I've been a member for a long time, but this is my first time posting.
I guess it's a bit too late for a presentation, but I'm a software engineer with a fascination for electronics; It's been my hobby for more than 20 years, and I keep learning new things almost every day.
I recently became interested in frequency domain analysis. I know it has countless applications in the Ham/radio world, but I was thinking about more general-purpose use cases; like identifying cross-talk or interference on a PCB design.
I know that's a huge topic and there's some well known general advice and practices to reduce this, like ground planes and decoupling capacitors, and filters... but I wanted to check how bad it could be, if absolutely no sane advice or practice was followed.
So I came up with this ugly PCB as my ultimate test-bed:
This is honestly not far from a PCB I would have designed when I was starting in electronics. I liked having nothing but the tracks on the board.
For a first test, I injected two signals from a signal generator on the left side of the PCB, both very stable and clean. One of them a 7 Mhz sine wave, and the other one a 10 Mhz square wave. I picked two relatively close frequencies to see how easy (or hard) was going to be telling them apart later.

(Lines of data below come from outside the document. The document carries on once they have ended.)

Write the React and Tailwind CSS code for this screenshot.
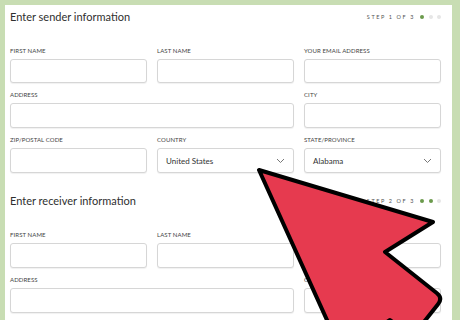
import React from 'react';

const Chevron = () => (
    <svg width="9" height="6" viewBox="0 0 9 6" className="shrink-0">
        <polyline points="1,1 4.5,4.5 8,1" fill="none" stroke="#777" strokeWidth="1" />
    </svg>
);

const Field = ({ label, value, select, span, h = 'h-[25px]' }) => (
    <div className={span ? 'col-span-2' : ''}>
        <div className="h-[8px] leading-[8px] text-[6px] tracking-[0.1px] text-[#444] uppercase">{label}</div>
        <div
            className={`mt-[4px] ${h} rounded-[3px] border border-[#d6d6d6] bg-white shadow-[0_1px_1px_rgba(0,0,0,0.06)] flex items-center justify-between pl-[8px] pr-[8px]`}
        >
            <span className="text-[8px] text-[#333]">{value}</span>
            {select && <Chevron />}
        </div>
    </div>
);

const Step = ({ n }) => (
    <div className="flex items-center">
        <span className="text-[5.5px] tracking-[1.6px] text-[#555]">STEP {n} OF 3</span>
        <div className="ml-[5px] flex gap-[4.5px]">
            {[1, 2, 3].map((i) => (
                <span
                    key={i}
                    className={`w-[4px] h-[4px] rounded-full ${i <= n ? 'bg-[#6b9a4c]' : 'bg-[#e6e6e6]'}`}
                />
            ))}
        </div>
    </div>
);

const Header = ({ title, n }) => (
    <div className="h-[16px] flex items-center justify-between">
        <h2 className="text-[11px] text-[#2f2f2f] leading-[16px]">{title}</h2>
        <Step n={n} />
    </div>
);

export default function App() {
    return (
        <div className="relative w-[460px] h-[320px] overflow-hidden bg-[#c8ddb3] pt-[5px] pl-[5px] pr-[8px] font-['Lato','Liberation_Sans',sans-serif]">
            <div className="h-[330px] bg-white pl-[5px] pr-[11px] pt-[4px]">
                <Header title="Enter sender information" n={1} />
                <div className="mt-[22px] grid grid-cols-3 gap-x-[10px] gap-y-[8px]">
                    <Field label="First name" h="h-[24px]" />
                    <Field label="Last name" h="h-[24px]" />
                    <Field label="Your email address" h="h-[24px]" />
                    <Field label="Address" span />
                    <Field label="City" />
                    <Field label="Zip/postal code" />
                    <Field label="Country" value="United States" select />
                    <Field label="State/province" value="Alabama" select />
                </div>

                <div className="mt-[20px]">
                    <Header title="Enter receiver information" n={2} />
                </div>
                <div className="mt-[22px] grid grid-cols-3 gap-x-[10px] gap-y-[8px]">
                    <Field label="First name" />
                    <Field label="Last name" />
                    <Field label="Your email address" />
                    <Field label="Address" span />
                    <Field label="City" />
                </div>
            </div>

            <svg className="absolute inset-0" width="460" height="320" viewBox="0 0 460 320">
                <path
                    d="M259 170 L433 222 L385 252 L436.7 293 Q443 298 438 304.3 L417 330.7 Q412 337 405.7 332 L390 320 L341 351 Z"
                    fill="#e63a4f"
                    stroke="#000"
                    strokeWidth="4"
                    strokeLinejoin="round"
                />
            </svg>
        </div>
    );
}
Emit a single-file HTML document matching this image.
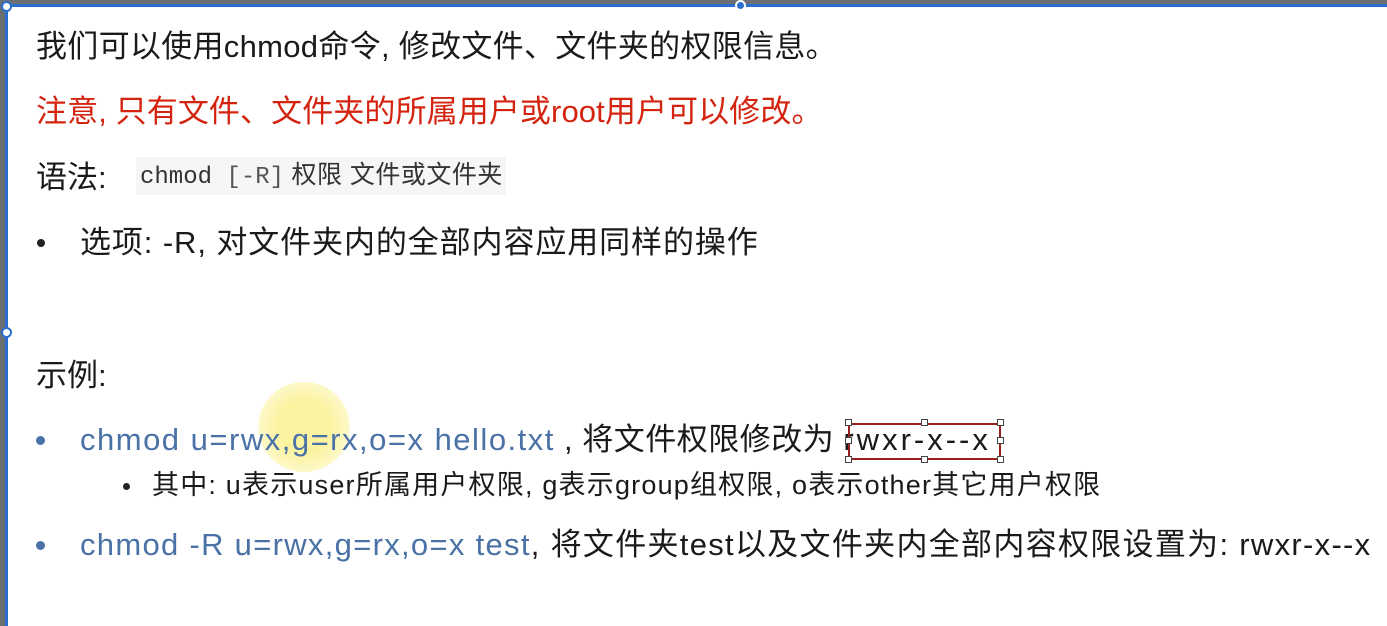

Both traces start very far from each other on the left side of the PCB on big pads, and then they get closer together near the center, just to take on their own separate paths again as their approach the right side.
I'm monitoring the "output pad" on the right side for both waveforms on an oscilloscope, and while I was initially watching both on the screen of the scope, the one that I think looked more interesting was the output of the "sine wave" trace:
That's one messed up sine wave. For the record; without the square wave signal connected (or with the signal turned off), that wobbly sine-wave becomes a very clean, proper sinusoidal wave, so this was clearly the influence of the other signal.
I'm sure it's possible to use the FFT on the scope to dissect the frequency content of that signal,but I wanted to explore none-invasive methods. Something that I could use for a quick inspection and that didn't require probing around test points or component pins. Something that could potentially identify higher-frequency content outside of the range of my scope. And for that I went for a cheap "near field" probe, connected to a TinySA Ultra Spectrum Analyzer. You can actually see the near field "probe" hovering over the tracks in the first picture.
This is a capture from the TinySA:
I was honestly amazed at how well this worked. The probe captured perfectly the two main components of the coupled signal (both a 7 and a 10 Mhz component) even without touching the PCB. Because I zoomed tightly on the frequency range of both signals there's no harmonics from the square wave in sight.
The results were pretty exciting to me, but this left me curious about a couple of things. And I thought this forum was the perfect place to ask::
How often is this kind of debugging needed in real life? How frequently is this kind of analysis required? (other than when performing EMI emissions testing). Is there an area in electronics where cross-talk issues are more of a problem than in others? (for example is this problem worse in high-frequency applications?)
If any of you have an anecdote or story where cross-talk has been an issue, a mystery, or a lesson well learned, I'd love to hear it!